From the entries below, please gather each line containing the string "styled".
— START Items —
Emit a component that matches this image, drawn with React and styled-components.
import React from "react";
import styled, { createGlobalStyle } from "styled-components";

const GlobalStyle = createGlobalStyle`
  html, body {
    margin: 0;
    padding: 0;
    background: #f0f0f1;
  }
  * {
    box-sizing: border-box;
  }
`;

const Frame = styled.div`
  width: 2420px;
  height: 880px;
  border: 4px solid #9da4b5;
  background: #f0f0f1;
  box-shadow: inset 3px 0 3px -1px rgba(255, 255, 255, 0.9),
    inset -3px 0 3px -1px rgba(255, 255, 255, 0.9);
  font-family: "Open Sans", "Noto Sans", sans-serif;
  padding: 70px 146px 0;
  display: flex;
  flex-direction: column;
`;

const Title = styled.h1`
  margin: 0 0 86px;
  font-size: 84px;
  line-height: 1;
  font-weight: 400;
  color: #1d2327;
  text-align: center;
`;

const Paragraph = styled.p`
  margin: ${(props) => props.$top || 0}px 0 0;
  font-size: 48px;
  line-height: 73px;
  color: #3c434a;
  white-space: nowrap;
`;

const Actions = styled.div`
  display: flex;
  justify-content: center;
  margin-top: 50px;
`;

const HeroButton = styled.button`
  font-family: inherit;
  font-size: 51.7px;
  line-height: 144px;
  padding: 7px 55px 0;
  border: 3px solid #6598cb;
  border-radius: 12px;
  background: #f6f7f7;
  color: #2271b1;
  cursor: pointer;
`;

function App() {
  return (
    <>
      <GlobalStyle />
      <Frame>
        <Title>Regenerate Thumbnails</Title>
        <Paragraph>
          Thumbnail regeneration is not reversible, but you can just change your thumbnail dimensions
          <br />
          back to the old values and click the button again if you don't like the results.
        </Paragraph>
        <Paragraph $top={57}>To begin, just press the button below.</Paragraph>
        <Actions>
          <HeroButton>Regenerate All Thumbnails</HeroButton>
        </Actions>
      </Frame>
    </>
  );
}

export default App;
— END Items —
— START Items —
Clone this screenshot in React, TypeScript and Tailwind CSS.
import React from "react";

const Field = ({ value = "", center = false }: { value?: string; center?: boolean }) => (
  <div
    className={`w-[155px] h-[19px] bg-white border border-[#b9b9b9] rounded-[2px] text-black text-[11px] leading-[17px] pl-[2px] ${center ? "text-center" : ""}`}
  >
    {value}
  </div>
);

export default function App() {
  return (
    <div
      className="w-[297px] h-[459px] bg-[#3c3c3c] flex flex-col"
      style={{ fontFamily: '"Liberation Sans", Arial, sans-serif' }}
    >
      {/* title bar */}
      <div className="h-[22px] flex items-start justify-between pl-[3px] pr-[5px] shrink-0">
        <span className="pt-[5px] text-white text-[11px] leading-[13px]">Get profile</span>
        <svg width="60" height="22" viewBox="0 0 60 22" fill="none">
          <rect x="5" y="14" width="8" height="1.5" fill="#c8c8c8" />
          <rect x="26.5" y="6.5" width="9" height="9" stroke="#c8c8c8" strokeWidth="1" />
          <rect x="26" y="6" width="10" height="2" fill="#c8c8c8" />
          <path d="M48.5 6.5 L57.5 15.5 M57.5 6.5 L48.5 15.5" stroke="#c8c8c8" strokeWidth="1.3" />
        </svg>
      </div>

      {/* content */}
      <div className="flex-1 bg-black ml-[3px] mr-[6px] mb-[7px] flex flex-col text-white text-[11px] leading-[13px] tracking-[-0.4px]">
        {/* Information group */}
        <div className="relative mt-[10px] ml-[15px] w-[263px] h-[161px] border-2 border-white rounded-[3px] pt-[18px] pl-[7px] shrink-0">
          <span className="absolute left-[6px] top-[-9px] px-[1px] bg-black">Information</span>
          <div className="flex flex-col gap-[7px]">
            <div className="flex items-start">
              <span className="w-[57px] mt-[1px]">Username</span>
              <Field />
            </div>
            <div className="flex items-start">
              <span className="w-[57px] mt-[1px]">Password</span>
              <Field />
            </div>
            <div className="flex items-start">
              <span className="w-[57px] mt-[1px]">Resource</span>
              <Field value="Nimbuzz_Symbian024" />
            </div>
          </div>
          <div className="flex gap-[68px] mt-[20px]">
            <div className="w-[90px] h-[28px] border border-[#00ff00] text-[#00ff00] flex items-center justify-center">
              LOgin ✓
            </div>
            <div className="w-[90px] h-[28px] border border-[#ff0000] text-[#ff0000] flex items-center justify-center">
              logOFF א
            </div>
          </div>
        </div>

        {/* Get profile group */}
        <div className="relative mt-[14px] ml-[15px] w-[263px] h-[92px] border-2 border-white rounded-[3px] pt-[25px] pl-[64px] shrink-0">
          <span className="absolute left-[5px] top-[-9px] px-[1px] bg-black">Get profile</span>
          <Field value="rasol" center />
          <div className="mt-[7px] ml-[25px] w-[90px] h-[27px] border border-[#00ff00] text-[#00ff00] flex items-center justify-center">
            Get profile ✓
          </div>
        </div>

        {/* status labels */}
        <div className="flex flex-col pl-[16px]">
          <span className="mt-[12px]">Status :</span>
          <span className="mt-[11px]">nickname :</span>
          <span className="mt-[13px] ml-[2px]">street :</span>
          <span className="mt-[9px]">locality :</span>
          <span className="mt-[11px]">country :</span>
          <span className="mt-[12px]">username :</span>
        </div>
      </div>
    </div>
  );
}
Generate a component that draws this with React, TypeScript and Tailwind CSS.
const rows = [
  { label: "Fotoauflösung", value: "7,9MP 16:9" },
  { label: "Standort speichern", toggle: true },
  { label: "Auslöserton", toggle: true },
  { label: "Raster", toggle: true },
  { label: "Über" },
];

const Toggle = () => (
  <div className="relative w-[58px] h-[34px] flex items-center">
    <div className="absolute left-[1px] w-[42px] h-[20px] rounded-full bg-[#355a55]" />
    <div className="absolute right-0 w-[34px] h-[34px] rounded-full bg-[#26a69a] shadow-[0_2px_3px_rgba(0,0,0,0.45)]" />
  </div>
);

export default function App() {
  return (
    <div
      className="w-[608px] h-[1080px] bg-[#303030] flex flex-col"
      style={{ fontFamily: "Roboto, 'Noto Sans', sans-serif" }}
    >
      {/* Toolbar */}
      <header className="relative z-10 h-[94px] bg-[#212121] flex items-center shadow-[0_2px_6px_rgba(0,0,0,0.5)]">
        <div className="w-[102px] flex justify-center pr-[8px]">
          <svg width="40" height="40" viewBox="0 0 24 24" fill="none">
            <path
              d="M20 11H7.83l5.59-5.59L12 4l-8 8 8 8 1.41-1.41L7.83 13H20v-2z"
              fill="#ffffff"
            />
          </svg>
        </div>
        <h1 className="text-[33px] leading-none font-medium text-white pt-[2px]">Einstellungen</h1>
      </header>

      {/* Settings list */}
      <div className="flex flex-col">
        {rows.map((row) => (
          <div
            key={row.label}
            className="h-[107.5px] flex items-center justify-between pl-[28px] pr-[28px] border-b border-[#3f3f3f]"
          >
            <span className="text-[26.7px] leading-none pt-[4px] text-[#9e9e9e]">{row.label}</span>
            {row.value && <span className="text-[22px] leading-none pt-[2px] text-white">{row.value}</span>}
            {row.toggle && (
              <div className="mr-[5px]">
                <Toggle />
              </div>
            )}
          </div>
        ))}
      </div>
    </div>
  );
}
— END Items —
— START Items —
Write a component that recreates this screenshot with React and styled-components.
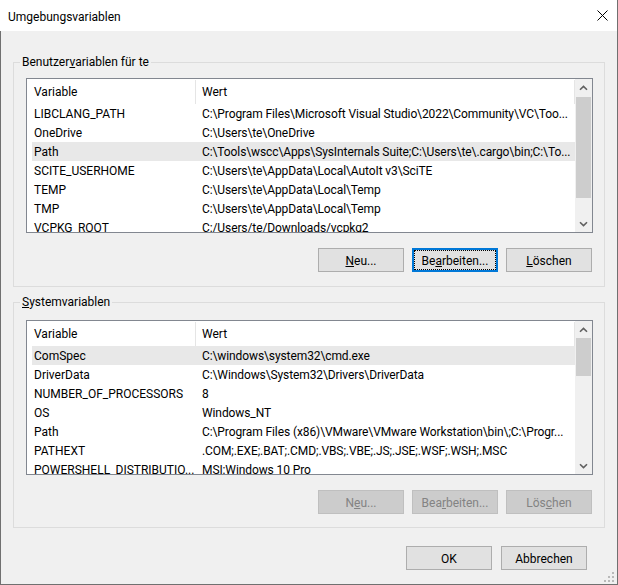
— END Items —
In response:
Emit a component that matches this image, drawn with React and styled-components.
import styled, { createGlobalStyle } from "styled-components";
const Frame = styled.div`
const Title = styled.h1`
const Paragraph = styled.p`
const Actions = styled.div`
const HeroButton = styled.button`
Write a component that recreates this screenshot with React and styled-components.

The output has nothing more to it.